Certified Technical Training Begins on Moore’s Island

Oct, 28 2020

 

 Thirty residents of Moore’s Island are in classes, which will lead to National Centre for Construction Education and Research (NCCER) certification. The training is in conjunction with the Bahamas Technical and Vocational Institute (BTVI). Thirty laptops, a projector, speakers and NCCER program booklets were bought with a portion of the proceeds from the RBC Race for the Kids held in January 2020. In front row from left to right are: Deputy Chief Councilor, Ganvia Stuart; student, Monolisa Munroe-Davis; Moore’s Island All Age School Principal, Ruthmae Rolle-Davis and NCCER craft instructor and Moore’s Island All Age School teacher, Carlotta Simms. To the rear are students, Phillip Sweeting, Randy Hield and Trenton Gray.

 

 

 

 

Thirty residents of Moore’s Island are receiving accelerated training towards National Centre for Construction Education and Research (NCCER) certification.

Facilitated by the Bahamas Technical and Vocational Institute (BTVI) and Valencia College in Florida, the first phase of the training requires 80 contact hours over a 20-day period. There are other trade-specific components of the NCCER program available to earn certification in electrical, plumbing, carpentry and other areas, eventually with some face-to-face elements. NCCER develops standardized construction and maintenance curriculum and assessments with portable industry-recognized credentials. Its core curriculum is a pre-requisite for all NCCER training and consists of nine modules.

BTVI’s President, Dr. Robert W. Robertson expressed pleasure in BTVI being able to assist the people of Moore’s Island with training, particularly after Hurricane Dorian.

“The program is very important in addressing the national skills gap. And as one of the areas hard hit by Hurricane Dorian, rebuilding in this area is a priority,” said Dr. Robertson. 

“We’ve had such good response from the folks of Moore’s Island. We’ll then go to Exuma and Eleuthera. We can do this virtual training and ensure they all get the skills to be job ready. We believe that the more Bahamians qualified through NCCER, the more people would be hired,” he added. 

Thirty laptops, a projector, speakers and NCCER program booklets were bought with a portion of the proceeds from the RBC Race for the Kids held in January 2020. 

BTVI’s Dean of Construction and Workforce Development, Alexander Darville, noted that with Moore’s Island being a fishing village off Abaco, many of the all age school students go fishing after graduating. He believes it is because of the lack of exposure to other skills. 

“This now gives them the opportunity to be exposed to the construction trades, creating pathways to various careers. Also, they will eventually be able to assist with their own domestic needs,” said Mr. Darville. 
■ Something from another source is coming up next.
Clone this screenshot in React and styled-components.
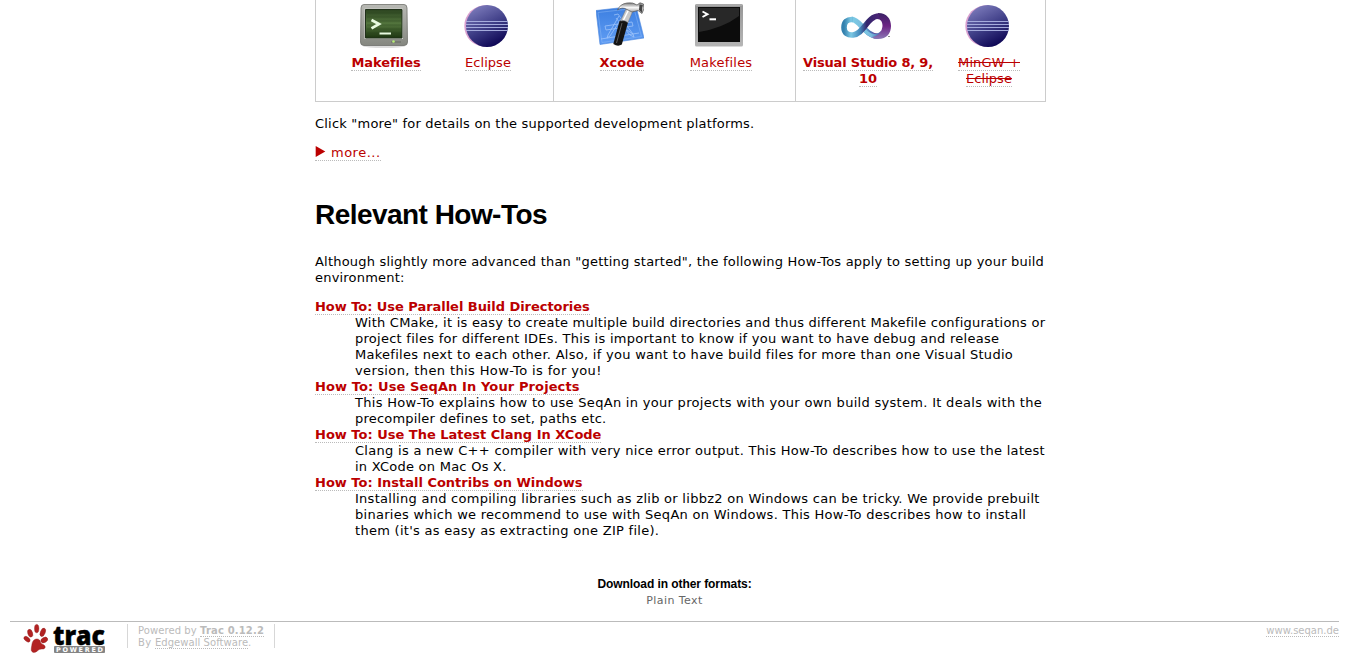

Upon completion of the NCCER’s core curriculum, students receive an NCCER wallet card and a certificate; they are entered into the NCCER’s Automated National Registry (ANR) from which future employers can verify student credentials.

Representing Valencia College during the training is Master Trainer and Construction Programs Manager, Mark Hughes.

Additionally, Ministry of Education, Abaco District Superintendent, Dominique Russell, expressed thanks to BTVI for connecting in such a major way with the people of Moore’s Island.

“BTVI is so important to our national development. I believe BTVI’s programs are quite valuable. Our students will get a chance to gain skills and jumpstart their careers,” said Ms. Russell.

“There is so much work on Abaco after Dorian. The need is great for skilled workers and entrepreneurs. I’ve always been excited about children learning skills, contributing to national development and not contributing to social ills,” she added.

According to Ms. Russell, before Dorian, there were 3,500 students on Abaco and after Dorian there were fewer than 500. That number is now at 1,800, she said. 

Moore’s Island, Chief Councillor, Dalson Stuart, recognized that BTVI is playing a role in empowering the young people. 

“Often times, we feel left out. I am so elated that for this effort, we have been selected as the first family island and a small community at that. Sometimes we are challenged in sending our children to Nassau; they sometimes find trouble finding somewhere to live and getting to and from school,” he revealed. 

Mr. Stuart took the opportunity to encourage the 30 participants to stay the course.

 

“When you are feeling discouraged, find that one reason to go on. As BTVI empowers you, there is an opportunity to empower those behind you. Don’t give up. Money can be taken away, but not knowledge. Build on that knowledge,” he stated.